Ilham Aliyev accuse la France d’encourager les «forces revanchistes» en Arménie. Selon lui, «ces forces préparent de futurs conflits potentiels dans la région, intensifiant ainsi la tension géopolitique actuelle». La France essaie de renforcer sa présence en Arménie. Il s'agissait initialement d’une mission d'observation européenne pendant deux ans. La première année est déjà terminée. La mission ne cesse de s'élargir: il y a à la fois des Français et des Allemands, et des Canadiens se sont récemment ajoutés. De nombreux experts notent que dans cette mission se trouvent principalement des agents de renseignement et non quelques observateurs abstraits.
Les observateurs avertissent que c'est à cause de Paris que la plateforme européenne de négociation a pratiquement cessé de fonctionner et les actions d’Emmanuel Macron ont, en fait, neutralisé son importance pour le règlement de paix entre l’Arménie et l’Azerbaïdjan.

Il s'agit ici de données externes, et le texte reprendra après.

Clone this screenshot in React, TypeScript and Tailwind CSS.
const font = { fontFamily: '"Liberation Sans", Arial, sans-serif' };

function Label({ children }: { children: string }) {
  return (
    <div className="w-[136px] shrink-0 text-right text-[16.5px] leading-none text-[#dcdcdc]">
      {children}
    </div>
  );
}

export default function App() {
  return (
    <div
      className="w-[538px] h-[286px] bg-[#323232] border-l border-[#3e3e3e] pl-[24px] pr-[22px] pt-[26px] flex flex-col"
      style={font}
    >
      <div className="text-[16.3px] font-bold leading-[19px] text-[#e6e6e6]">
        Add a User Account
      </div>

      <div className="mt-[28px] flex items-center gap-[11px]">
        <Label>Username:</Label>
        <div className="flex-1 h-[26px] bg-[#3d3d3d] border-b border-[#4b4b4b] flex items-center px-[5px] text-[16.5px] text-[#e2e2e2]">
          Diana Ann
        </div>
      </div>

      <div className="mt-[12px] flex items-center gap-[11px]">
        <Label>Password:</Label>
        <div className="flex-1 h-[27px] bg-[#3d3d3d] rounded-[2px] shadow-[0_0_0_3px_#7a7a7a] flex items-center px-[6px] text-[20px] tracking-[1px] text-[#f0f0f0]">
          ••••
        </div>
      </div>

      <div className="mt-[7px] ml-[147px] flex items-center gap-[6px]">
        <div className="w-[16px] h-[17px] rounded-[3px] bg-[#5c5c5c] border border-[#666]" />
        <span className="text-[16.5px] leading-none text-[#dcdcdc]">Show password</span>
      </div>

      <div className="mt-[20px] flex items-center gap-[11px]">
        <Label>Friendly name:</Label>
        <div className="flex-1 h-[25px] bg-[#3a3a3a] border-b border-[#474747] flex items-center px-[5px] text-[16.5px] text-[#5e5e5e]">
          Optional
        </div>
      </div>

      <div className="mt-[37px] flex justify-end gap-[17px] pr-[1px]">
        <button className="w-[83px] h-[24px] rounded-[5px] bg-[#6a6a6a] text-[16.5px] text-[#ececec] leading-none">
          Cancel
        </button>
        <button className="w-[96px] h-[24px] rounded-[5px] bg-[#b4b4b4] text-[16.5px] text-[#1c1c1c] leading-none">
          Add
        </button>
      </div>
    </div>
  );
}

Ainsi, la coopération entre la France et l'Arménie dans le domaine militaire - un domaine sensible pour la sécurité dans la région - pourrait compliquer la situation. Dans ce cas, aucun accord de paix avec l’Arménie n’a été signé et formellement Bakou et Erevan sont toujours en guerre. Puisque le règlement politique et juridique de ces questions du post-conflit n’a pas été trouvé, des questions restent ouvertes. En aidant l'Arménie, la France s'oppose en réalité aux intérêts de l'Azerbaïdjan.
La France souhaite se renforcer sur le plan militaro-politique en Arménie et ainsi utiliser le pays comme tremplin pour sa présence dans la région du Caucase du Sud.
Les Français pensent qu'avec leur participation dans la région, ils stimuleront divers processus géopolitiques. Avec l’existence d’un triangle comme l’Arménie, la Grèce et Chypre, la France peut d’une manière ou d’une autre stimuler la coopération militaire de l’Arménie avec ces pays dans son propre intérêt. Ils ont d'autres projets à long terme. Tout cela vise à freiner d’une manière ou d’une autre l’influence croissante de la Türkiye dans la région, à évincer la Russie et à la remplacer par la présence française.